Incomplete and inaccurate information has already frustrated Flint’s efforts to replace its lead and galvanized steel pipes. When the crisis started, most of Flint’s records on the kinds of pipe it had were still on index cards. The state helped the city convert those records into a GIS database to track which properties had which types of service lines. More than half of the active service lines were made of copper pipe. But that still left nearly half of the lines as candidates for replacement: Eight percent of the lines were made of lead, 18 percent were made of galvanized steel and the remaining 21 percent were unknown. 

And that’s assuming the records were even accurate. A contractor hired by the city to replace the service lines of 30 homes throughout the city, in order to gauge the feasibility of a much larger replacement program, found that the records of sites chosen for the new lines were correct only 64 percent of the time.

A second major hurdle for replacing service lines, of course, is cost. Estimates vary greatly on how expensive it is to switch out the pipes, but the most common estimate is near $5,000 a line. As Lansing replaced its pipes, it developed a method, which the city is considering patenting, that speeds up the process and lowers costs. Lansing crews can replace pipes without digging long trenches. They attach the new pipe to the back of the old pipe, and then pull the old pipe out to the street, leaving the new one in place. Lansing officials say the technique can lower the cost of replacing a service line to between $2,000 and $3,000. But that may not hold true for other cities. When Flint started replacing lines, even with help from Lansing crews, their average cost was $7,500 apiece.

Split ownership remains a financing complication for almost any locality trying to do line replacement. In Madison, Wis., which also removed all of its lead service lines, it was a major hurdle. State regulators blocked Madison from using taxpayers’ money to pay for the replacement on private property, so the city had to find other creative revenue sources -- such as income from renting out space on its water towers to cellular providers -- to help subsidize the water pipe replacement costs for homeowners. 

Lansing paid for its program with rate increases, but that’s not an option for most cities. “We can’t just do that,” says Michael Deane, the executive director of the National Association of Water Companies, because private utilities -- and some public utilities, like Madison’s -- need to have their rate increases approved by state public utility commissions. “We have to work with our economic regulator on how we pay for it. How do we get the capital to make this? How do we earn a return on that capital investment?”

The list of thorny issues goes on, but it’s clear that an increasing number of communities are interested in getting rid of lead service lines, whether the EPA ends up requiring it or not. There is a growing consensus in the water industry, too. Even the American Water Works Association, which once blocked EPA regulations making it easier to replace the private portion of service lines, now supports the goal of taking out the lead service lines. To share their expertise with localities, major water industry groups have joined with environmental and public health groups to form an organization called the Lead Service Line Replacement Collaborative. 
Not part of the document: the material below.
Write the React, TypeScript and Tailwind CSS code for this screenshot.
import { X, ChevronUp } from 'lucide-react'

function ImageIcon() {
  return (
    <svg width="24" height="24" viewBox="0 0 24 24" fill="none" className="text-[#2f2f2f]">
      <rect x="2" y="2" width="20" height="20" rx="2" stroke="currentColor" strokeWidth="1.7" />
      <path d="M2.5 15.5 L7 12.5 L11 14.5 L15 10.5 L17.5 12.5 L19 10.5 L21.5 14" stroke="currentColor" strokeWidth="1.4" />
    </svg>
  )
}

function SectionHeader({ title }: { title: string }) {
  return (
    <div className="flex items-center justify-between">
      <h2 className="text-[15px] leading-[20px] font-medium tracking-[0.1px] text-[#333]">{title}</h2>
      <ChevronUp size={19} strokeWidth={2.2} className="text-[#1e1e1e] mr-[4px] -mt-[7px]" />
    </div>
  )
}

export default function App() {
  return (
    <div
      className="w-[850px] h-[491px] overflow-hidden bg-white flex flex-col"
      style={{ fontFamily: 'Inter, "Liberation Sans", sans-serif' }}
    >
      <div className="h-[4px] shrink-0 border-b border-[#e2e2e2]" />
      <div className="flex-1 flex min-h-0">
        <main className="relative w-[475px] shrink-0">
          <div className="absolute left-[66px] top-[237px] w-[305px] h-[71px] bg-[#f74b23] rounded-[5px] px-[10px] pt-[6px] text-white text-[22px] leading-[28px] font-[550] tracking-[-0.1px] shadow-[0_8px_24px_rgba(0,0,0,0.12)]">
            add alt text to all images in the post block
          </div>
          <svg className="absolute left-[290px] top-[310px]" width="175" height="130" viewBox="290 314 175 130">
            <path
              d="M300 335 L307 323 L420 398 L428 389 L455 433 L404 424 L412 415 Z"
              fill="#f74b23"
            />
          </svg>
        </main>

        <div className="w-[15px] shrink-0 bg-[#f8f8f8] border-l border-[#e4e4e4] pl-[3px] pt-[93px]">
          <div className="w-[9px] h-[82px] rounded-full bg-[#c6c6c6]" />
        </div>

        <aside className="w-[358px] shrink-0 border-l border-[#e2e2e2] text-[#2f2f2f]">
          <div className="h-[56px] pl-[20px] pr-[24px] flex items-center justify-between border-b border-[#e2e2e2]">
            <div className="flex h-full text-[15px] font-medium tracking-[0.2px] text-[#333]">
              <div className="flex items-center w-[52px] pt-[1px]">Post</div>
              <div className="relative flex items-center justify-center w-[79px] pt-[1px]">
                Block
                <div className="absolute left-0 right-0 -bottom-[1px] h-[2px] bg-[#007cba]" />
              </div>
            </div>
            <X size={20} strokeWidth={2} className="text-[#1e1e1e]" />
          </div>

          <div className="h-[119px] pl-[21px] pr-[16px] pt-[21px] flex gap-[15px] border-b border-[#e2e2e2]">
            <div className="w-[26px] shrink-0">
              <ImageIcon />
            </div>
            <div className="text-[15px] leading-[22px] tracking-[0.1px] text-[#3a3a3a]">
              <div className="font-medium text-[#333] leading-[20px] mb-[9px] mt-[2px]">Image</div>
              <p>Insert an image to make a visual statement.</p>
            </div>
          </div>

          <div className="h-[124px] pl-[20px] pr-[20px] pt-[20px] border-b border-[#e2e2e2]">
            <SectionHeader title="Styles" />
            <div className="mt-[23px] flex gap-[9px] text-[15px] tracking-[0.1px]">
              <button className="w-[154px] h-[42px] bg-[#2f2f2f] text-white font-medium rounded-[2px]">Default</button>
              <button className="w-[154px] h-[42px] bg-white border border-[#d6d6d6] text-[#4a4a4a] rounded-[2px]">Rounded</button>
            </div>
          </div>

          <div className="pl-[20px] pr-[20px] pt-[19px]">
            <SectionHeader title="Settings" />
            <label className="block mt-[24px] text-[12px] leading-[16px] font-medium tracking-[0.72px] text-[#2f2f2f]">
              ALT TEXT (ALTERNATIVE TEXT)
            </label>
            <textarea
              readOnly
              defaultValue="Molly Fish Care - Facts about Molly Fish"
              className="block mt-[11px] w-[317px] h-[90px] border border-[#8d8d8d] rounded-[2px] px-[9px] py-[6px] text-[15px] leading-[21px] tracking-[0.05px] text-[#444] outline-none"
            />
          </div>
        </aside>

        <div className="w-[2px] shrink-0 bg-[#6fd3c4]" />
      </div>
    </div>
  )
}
As sensible as it might seem to replace every single lead service line in the U.S., there are plenty of reasons to be cautious.
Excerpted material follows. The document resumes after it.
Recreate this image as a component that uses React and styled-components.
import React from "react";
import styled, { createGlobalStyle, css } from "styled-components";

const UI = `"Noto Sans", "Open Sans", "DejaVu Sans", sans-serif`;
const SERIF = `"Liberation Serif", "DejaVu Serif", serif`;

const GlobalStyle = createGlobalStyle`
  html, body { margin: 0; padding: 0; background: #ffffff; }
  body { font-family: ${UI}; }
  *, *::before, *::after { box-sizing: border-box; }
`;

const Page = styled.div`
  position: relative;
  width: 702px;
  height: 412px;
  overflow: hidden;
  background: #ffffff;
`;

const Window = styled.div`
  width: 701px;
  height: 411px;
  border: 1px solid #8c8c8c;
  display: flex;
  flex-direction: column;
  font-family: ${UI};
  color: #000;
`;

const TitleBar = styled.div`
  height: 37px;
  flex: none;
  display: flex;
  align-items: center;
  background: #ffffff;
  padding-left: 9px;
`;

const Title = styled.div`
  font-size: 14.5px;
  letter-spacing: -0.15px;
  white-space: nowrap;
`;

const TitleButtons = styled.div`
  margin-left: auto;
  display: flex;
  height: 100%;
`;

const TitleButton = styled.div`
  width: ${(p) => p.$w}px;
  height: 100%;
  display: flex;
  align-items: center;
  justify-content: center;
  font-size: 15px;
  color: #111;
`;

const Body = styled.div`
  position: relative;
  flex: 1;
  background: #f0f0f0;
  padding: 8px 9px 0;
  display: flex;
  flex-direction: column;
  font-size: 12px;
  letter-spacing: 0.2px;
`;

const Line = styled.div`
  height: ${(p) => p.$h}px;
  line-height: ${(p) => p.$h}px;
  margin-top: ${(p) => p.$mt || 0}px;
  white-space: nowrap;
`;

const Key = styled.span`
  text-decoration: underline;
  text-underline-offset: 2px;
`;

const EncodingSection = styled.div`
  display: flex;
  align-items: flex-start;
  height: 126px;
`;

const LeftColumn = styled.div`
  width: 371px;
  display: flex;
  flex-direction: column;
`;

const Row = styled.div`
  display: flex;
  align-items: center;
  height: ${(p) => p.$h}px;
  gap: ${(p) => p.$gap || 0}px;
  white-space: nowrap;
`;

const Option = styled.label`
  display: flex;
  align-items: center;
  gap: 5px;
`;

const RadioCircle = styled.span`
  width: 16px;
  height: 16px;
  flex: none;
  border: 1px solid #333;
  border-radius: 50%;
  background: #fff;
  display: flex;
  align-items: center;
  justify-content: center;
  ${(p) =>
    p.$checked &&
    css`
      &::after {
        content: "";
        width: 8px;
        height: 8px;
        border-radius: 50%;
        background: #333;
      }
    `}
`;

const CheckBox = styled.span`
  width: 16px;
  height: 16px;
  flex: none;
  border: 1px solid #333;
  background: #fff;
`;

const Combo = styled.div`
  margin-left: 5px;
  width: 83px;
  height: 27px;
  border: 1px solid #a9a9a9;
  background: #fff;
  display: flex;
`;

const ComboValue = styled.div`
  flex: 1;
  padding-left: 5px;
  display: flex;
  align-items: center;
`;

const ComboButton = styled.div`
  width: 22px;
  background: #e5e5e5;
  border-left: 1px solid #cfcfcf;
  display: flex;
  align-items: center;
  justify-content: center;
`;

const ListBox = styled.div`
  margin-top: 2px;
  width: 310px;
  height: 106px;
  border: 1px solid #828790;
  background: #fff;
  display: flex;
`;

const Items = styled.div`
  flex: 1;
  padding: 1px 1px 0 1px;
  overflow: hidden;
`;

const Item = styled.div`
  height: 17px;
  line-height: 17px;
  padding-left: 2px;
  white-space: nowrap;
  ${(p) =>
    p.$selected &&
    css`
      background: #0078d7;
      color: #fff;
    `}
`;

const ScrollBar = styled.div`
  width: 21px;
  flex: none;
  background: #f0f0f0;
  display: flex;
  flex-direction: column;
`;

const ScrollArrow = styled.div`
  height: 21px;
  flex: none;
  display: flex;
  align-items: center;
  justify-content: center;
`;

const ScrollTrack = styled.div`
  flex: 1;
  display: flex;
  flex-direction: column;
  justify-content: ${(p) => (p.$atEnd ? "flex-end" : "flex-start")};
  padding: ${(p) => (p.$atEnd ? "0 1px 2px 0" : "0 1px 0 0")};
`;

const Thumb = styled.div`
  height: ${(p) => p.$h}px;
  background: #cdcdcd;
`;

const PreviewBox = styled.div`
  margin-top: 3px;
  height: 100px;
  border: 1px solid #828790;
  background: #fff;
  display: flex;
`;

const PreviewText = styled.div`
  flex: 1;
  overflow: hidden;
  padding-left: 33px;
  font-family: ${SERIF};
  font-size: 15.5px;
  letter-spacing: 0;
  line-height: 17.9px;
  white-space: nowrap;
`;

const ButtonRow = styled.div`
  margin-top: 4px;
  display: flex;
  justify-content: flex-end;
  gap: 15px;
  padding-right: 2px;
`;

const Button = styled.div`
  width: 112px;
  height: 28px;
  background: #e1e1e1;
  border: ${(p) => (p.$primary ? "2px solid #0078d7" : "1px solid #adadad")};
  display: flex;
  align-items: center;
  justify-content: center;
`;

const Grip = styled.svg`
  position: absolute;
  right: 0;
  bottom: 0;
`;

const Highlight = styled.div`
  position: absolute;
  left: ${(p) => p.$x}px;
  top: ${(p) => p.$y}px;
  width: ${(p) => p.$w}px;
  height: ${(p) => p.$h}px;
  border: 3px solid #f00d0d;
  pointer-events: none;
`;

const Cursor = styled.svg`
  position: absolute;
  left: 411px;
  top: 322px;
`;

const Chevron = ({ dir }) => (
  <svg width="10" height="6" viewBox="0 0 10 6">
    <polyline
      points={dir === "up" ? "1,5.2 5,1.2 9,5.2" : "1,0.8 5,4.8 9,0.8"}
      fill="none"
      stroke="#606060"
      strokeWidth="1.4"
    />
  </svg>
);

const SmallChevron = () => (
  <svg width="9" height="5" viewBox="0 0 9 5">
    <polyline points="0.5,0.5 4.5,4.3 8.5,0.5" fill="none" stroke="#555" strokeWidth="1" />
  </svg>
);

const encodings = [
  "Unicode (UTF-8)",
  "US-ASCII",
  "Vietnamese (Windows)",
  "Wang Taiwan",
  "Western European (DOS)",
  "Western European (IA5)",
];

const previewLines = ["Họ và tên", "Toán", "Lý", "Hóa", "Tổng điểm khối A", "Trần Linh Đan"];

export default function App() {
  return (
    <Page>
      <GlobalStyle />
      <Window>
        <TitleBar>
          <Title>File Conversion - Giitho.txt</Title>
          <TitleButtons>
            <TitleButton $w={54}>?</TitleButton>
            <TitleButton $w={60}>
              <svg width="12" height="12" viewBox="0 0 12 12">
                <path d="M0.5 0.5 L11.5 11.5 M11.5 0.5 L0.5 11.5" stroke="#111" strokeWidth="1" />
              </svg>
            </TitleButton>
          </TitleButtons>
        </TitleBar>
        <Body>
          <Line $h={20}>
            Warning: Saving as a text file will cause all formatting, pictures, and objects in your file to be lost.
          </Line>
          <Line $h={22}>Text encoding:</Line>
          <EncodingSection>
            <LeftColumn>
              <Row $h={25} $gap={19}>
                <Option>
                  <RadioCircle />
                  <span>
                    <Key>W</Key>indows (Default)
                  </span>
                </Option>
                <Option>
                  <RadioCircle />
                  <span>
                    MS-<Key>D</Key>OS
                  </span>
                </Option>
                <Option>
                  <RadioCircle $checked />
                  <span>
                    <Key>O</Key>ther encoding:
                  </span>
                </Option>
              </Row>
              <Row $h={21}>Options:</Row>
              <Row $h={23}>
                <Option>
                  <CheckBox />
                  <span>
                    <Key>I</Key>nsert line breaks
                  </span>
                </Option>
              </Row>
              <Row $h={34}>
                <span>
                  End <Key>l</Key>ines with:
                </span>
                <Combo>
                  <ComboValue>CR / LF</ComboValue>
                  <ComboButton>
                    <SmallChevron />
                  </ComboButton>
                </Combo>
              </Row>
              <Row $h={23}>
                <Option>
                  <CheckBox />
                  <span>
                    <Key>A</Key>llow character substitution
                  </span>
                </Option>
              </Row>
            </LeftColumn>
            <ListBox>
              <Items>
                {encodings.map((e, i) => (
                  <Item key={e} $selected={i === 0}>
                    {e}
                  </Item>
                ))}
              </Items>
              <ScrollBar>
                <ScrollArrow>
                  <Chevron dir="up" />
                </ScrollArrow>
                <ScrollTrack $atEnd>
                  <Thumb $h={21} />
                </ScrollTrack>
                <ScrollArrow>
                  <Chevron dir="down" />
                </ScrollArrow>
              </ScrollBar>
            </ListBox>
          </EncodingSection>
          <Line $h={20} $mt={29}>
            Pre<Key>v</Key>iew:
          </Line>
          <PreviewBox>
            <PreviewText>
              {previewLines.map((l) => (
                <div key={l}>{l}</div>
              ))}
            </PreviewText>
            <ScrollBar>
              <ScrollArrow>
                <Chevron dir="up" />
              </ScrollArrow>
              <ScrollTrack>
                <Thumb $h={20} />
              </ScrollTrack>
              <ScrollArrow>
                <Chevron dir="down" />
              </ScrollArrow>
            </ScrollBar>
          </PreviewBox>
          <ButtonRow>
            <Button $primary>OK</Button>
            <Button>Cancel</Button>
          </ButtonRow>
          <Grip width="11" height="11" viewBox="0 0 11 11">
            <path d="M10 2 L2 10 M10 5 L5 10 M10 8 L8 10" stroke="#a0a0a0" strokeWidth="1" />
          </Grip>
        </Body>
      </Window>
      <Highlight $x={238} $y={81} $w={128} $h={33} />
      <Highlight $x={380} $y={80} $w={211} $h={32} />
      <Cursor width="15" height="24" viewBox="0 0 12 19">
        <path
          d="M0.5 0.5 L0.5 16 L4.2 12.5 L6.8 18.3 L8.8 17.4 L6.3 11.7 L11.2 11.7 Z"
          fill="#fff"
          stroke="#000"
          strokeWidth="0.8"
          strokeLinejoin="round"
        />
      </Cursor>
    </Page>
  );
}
One is that replacing lead service lines doesn’t always solve lead poisoning issues. The Flint water crisis first came to light in part because residents called on Edwards, the Virginia Tech professor, to investigate their situation. Through independent testing, he showed that lead levels in the industrial city were far beyond the federal thresholds. Of the 271 houses Edwards and his team tested, the worst belonged to Elnora Carthan, on the city’s north side. Her water registered readings of 1,000 parts per billion of lead, or 67 times higher than the federal maximum of 15 parts per billion. But when crews in Flint came to replace the service line in Carthan’s home, they found out the line was made of copper, not lead. The lead in her water had to be coming from somewhere else, likely her home’s internal plumbing. 

“I’m all for getting the lead pipe out,” Edwards said when the discovery was made. “I want Flint to become the model for replacing lead pipe, but it’s not necessarily going to get rid of the lead problem. We’re still going to have a lead problem if corrosivity is not controlled.”

And ultimately, there is the question of opportunity cost. How wise is it to prioritize lead pipe replacement over other water system needs? Water utilities have many other pressing concerns, such as removing other harmful, corrosive chemicals from drinking water or just trying to maintain and improve decrepit infrastructure. “If you spend $300 million on lead service lines,” says VanDe Hei of the Association of Metropolitan Water Agencies, “what are you not doing? What are you not doing that has perhaps more risk?”